Le rap n’est pas une question d’âge mais de talent, Bigflo & Oli, âgés de 22 et 19 ans nous le prouvent. Avec ces jeunes toulousains il n’est pas question d’egotrip mais de rap conscient. Tout est dans le message et pas seulement dans l’image. En ce 1er juin 2015, ils sortent leur premier album La Cour des grands .
Bigflo & Oli aspirent à rentrer dans La Cour des grands, dès le début de leur album ils affichent leur ambition. Ils nous montrent que le rap conscient c’est « une question de rage, de foi et de musique ». Est-ce le triptyque gagnant ? On y croit surtout quand on voit qu’ils ont de leur côté un débit assez impressionnant.
C’est bien de connaître leurs rêves mais C’est qui ces deux là ? Deux jeunes frères qui ont « pas la gueule de l’emploi » mais qui connaissent leur(s) valeur(s). Et dans le rap game, « la valeur n’attend point le nombre des années » comme disait Pierre Corneille surtout quand on a plein d’humour comme Bigflo & Oli.
A certains moments, on serait tenté de les comparer aux Casseurs Flowters surtout avec le titre Comme d’hab qui nous plonge dans la routine du quotidien. C’est déjà un tube voire même la chanson de votre été que vous rapperez à tue-tête dans votre voiture ! Enfin, à condition que vous ne soyez pas coincés dans un (Le) Bouchon . Nos rappeurs nous livrent un son à caractère social où par le biais de destins croisés, ils nous font comprendre que « bien souvent nos vies ressemblent à ce bouchon ».
On continue notre chemin avec Marco avec un thème grave qui aborde l’expérience de la mort. On est alors en mesure de parler de maturité en ce qui concerne le rap de Bigflo & Oli. Ensuite, nous prenons le large avec J’attends la vague qui nous donne la raison pour laquelle ces deux frères ont décidé de se lancer dans le rap. Leur direction est choisi, on est face à un rap conscient et désarticulé.
Après avoir affronté les bouchons, attendu la vague, on Raccroche la combinaison de surfeur pour se laisser aller sur un combo ukulele, rap, amour et amitié.
Après cette parenthèse, le retour à la réalité fait mal lorsqu’on écoute Le cordon. Les auditeurs sont au milieu d’une discussion entre un fœtus avorté et sa mère. C’est un sujet lourd mais magnifiquement abordé par le texte de Bigflo & Oli.

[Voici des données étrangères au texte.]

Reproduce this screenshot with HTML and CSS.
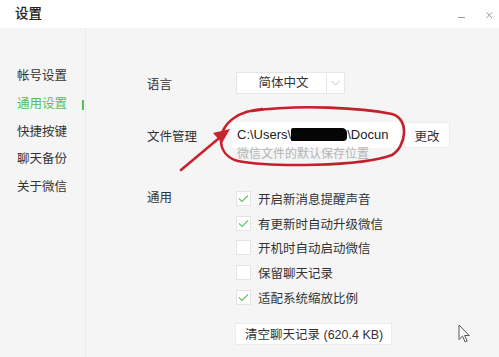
FILE: index.html
```html
<!DOCTYPE html>
<html lang="zh-CN">
<head>
<meta charset="utf-8">
<title>设置</title>
<link rel="stylesheet" href="styles.css">
</head>
<body>
<div class="window">
  <header class="titlebar">
    <span class="title">设置</span>
    <div class="controls">
      <svg class="ctl" width="9" height="9" viewBox="0 0 9 9"><line x1="1" y1="6.5" x2="8" y2="6.5" stroke="#9a9a9a" stroke-width="1"/></svg>
      <svg class="ctl" width="9" height="9" viewBox="0 0 9 9"><path d="M1.5 1.5 L7 7 M7 1.5 L1.5 7" stroke="#9a9a9a" stroke-width="1" fill="none"/></svg>
    </div>
  </header>
  <div class="main">
    <nav class="sidebar">
      <div class="nav-item">帐号设置</div>
      <div class="nav-item active">通用设置</div>
      <div class="nav-item">快捷按键</div>
      <div class="nav-item">聊天备份</div>
      <div class="nav-item">关于微信</div>
    </nav>
    <section class="content">
      <div class="row row-lang">
        <div class="label">语言</div>
        <div class="select">
          <span class="select-value">简体中文</span>
          <span class="select-arrow"><svg width="9" height="6" viewBox="0 0 9 6"><path d="M0.5 0.8 L4.5 5 L8.5 0.8" stroke="#c4c4c4" stroke-width="1" fill="none"/></svg></span>
        </div>
      </div>
      <div class="row row-file">
        <div class="label">文件管理</div>
        <div class="field">
          <div class="path-input">C:\Users\<span class="redact"></span>\Docun</div>
          <button class="btn btn-change">更改</button>
        </div>
      </div>
      <div class="hint">微信文件的默认保存位置</div>
      <div class="row row-general">
        <div class="label">通用</div>
        <ul class="checks">
          <li class="check on"><span class="box"><svg width="11" height="9" viewBox="0 0 11 9"><path d="M1 4.5 L4 7.5 L10 1.5" stroke="#62c462" stroke-width="1.2" fill="none"/></svg></span>开启新消息提醒声音</li>
          <li class="check on"><span class="box"><svg width="11" height="9" viewBox="0 0 11 9"><path d="M1 4.5 L4 7.5 L10 1.5" stroke="#62c462" stroke-width="1.2" fill="none"/></svg></span>有更新时自动升级微信</li>
          <li class="check"><span class="box"></span>开机时自动启动微信</li>
          <li class="check"><span class="box"></span>保留聊天记录</li>
          <li class="check on"><span class="box"><svg width="11" height="9" viewBox="0 0 11 9"><path d="M1 4.5 L4 7.5 L10 1.5" stroke="#62c462" stroke-width="1.2" fill="none"/></svg></span>适配系统缩放比例</li>
        </ul>
      </div>
      <button class="btn btn-clear">清空聊天记录 (620.4 KB)</button>
    </section>
  </div>
  <svg class="annotation" width="499" height="357" viewBox="0 0 499 357">
    <path d="M252 111 C300 104 362 108 392 114 C410 119 406 147 392 155 C360 167 270 167 238 161 C216 155 216 130 234 118 C241 113 250 110 262 109" stroke="#c4202c" stroke-width="2.6" fill="none" stroke-linecap="round"/>
    <path d="M181 170 L224 134" stroke="#c8242e" stroke-width="2.6" fill="none" stroke-linecap="round"/>
    <path d="M230 129 L213 133 L222 143 Z" fill="#c8242e"/>
  </svg>
  <svg class="cursor" width="14" height="20" viewBox="0 0 14 20">
    <path d="M1 1 L1 15.5 L4.5 12.2 L7.2 18 L9.2 17.1 L6.6 11.5 L11.2 11.5 Z" fill="#ffffff" stroke="#555" stroke-width="1"/>
  </svg>
</div>
</body>
</html>
```

FILE: styles.css
```css
* { box-sizing: border-box; }
html, body { margin: 0; padding: 0; }
body {
  width: 499px;
  height: 357px;
  overflow: hidden;
  font-family: "Liberation Sans", "Noto Sans CJK SC", sans-serif;
  color: #333;
  background: #f5f5f5;
}
.window {
  position: relative;
  width: 499px;
  height: 357px;
  background: #f5f5f5;
  display: flex;
  flex-direction: column;
}
.titlebar {
  height: 28px;
  flex: none;
  background: #ffffff;
  display: flex;
  align-items: center;
  justify-content: space-between;
  padding: 0 5px 0 15px;
}
.title {
  font-size: 13.5px;
  font-weight: 500;
  color: #222;
  line-height: 28px;
}
.controls {
  display: flex;
  align-items: center;
  gap: 19px;
  padding-top: 2px;
}
.ctl { display: block; }
.main {
  flex: 1;
  display: flex;
}
.sidebar {
  width: 86px;
  flex: none;
  border-right: 1px solid #ebebeb;
  padding-top: 35px;
}
.nav-item {
  position: relative;
  height: 27.75px;
  line-height: 27.75px;
  padding-left: 17px;
  font-size: 12.5px;
  color: #333;
}
.nav-item.active { color: #52c152; }
.nav-item.active::after {
  content: "";
  position: absolute;
  right: 1px;
  top: 9px;
  width: 2px;
  height: 10px;
  background: #52c152;
}
.content {
  flex: 1;
  padding: 44px 0 0 61px;
  display: flex;
  flex-direction: column;
  align-items: flex-start;
}
.row {
  display: flex;
  align-items: center;
}
.label {
  width: 89px;
  flex: none;
  font-size: 12.5px;
  color: #333;
}
.select {
  display: flex;
  width: 109px;
  height: 22px;
  background: #fff;
  border: 1px solid #e6e6e6;
}
.select-value {
  width: 89px;
  text-align: center;
  font-size: 12.5px;
  line-height: 20px;
  padding-left: 4px;
  color: #333;
}
.select-arrow {
  flex: 1;
  border-left: 1px solid #e6e6e6;
  display: flex;
  align-items: center;
  justify-content: center;
}
.select-arrow svg { display: block; }
.row-file { margin-top: 28px; }
.field {
  display: flex;
  margin-left: -4px;
  gap: 4px;
}
.path-input {
  width: 168px;
  height: 26px;
  background: #fff;
  padding-left: 5px;
  font-size: 13px;
  line-height: 26px;
  white-space: nowrap;
  overflow: hidden;
  color: #222;
}
.redact {
  display: inline-block;
  width: 56px;
  height: 13px;
  vertical-align: -2px;
  background: #050505;
  border-radius: 2px 5px 4px 1px;
}
.btn {
  font-family: "Liberation Sans", "Noto Sans CJK SC", sans-serif;
  background: #fff;
  border: 1px solid #ececec;
  color: #333;
  padding: 0;
  margin: 0;
}
.btn-change {
  width: 46px;
  height: 26px;
  font-size: 12.5px;
}
.hint {
  margin-left: 90px;
  font-size: 12px;
  line-height: 12px;
  color: #b4b4b4;
}
.row-general {
  margin-top: 26px;
  align-items: flex-start;
}
.row-general .label { line-height: 24.7px; }
.checks {
  list-style: none;
  margin: 0;
  padding: 0;
}
.check {
  height: 24.7px;
  display: flex;
  align-items: center;
  font-size: 12.5px;
  color: #333;
}
.box {
  width: 15px;
  height: 15px;
  background: #fff;
  border: 1px solid #e4e4e4;
  margin-right: 7px;
  display: flex;
  align-items: center;
  justify-content: center;
}
.box svg { display: block; }
.btn-clear {
  margin-top: 13.5px;
  margin-left: 88px;
  width: 157px;
  height: 22px;
  font-size: 12.5px;
  text-align: left;
  padding-left: 9px;
}
.annotation {
  position: absolute;
  left: 0;
  top: 0;
  pointer-events: none;
}
.cursor {
  position: absolute;
  left: 458px;
  top: 324px;
  pointer-events: none;
}
```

Aujourd’hui, on positive, on apprécie les petits plaisirs de la vie, on rêve d’un lendemain meilleur. Après tout Ça coûte rien ! Nos jeunes MC accélèrent le rythme avec une bonne instru pour un rap très optimiste. Le message est simple , on a tout le temps de se faire de l’argent, l’important c’est de vivre.
Nos vies sont ponctuées de faits divers tels que des braquages de bijouterie. Avec Le bijoutier, ils nous montrent que dans ce genre d’affaires rien n’est ni tout blanc ni tout noir comme ça l’est dans les journaux. Ils réutilisent ici le même procédé qu’avec Le cordon en envisageant les deux points de vue, celui du bijoutier et celui du braqueur. Une des phrases qui reste est la suivante : « Est ce que la faim m’a transformé en monstre? »
L’album continue avec Nous aussi, un son qui envoie. Pas étonnant qu’il ait été le premier single de l’album. Le flow d’Oli ainsi que ses punchlines nous embarque immédiatement dans la chanson. On y parle d’un rap en déclin mais ne vous inquiétez pas, ils sont là pour combler le vide, en passe d’entrer dans La Cour des grands ?
Derrière Nik ta mère, insulte mal orthographiée, se cache une dénonciation d’une discrimination qui persiste envers la jeunesse des cités qu’on laisse en perdition au lieu de l’aider et défendre les valeurs de la République que sont «Liberté, Egalité, Fraternité ».
On dit qu’on reconnaît un sage à sa barbe, mais Oli est Le philosophe sans la barbe. Il est la preuve que l’on peut être sage mais jeune avec de belles références au film Le Cercle des poètes disparus et à Claude Nougaro. On voit les différentes influences qui créent un texte de rap et c’est plutôt beau.
Si on parlait de rap conscient avec Miroir on peut même parler de rap self-conscient en miroir avec son autre soi.
On arrive à la fin de l’album et Bigflo & Oli nous annonce que tout ça C’est pas du rap « c’est de la musique », le tout sur une ambiance jazzy avec une référence appréciable à Chet Baker. Et oui, le rap c’est avant tout de la musique,une harmonie entre un flow, une instru et un texte.
Bref, Bigflo & Oli, on vous autorise à entrer dans La Cour des grands. Avec eux, on oublie le rap sale, on réfléchit et on s’enjaille.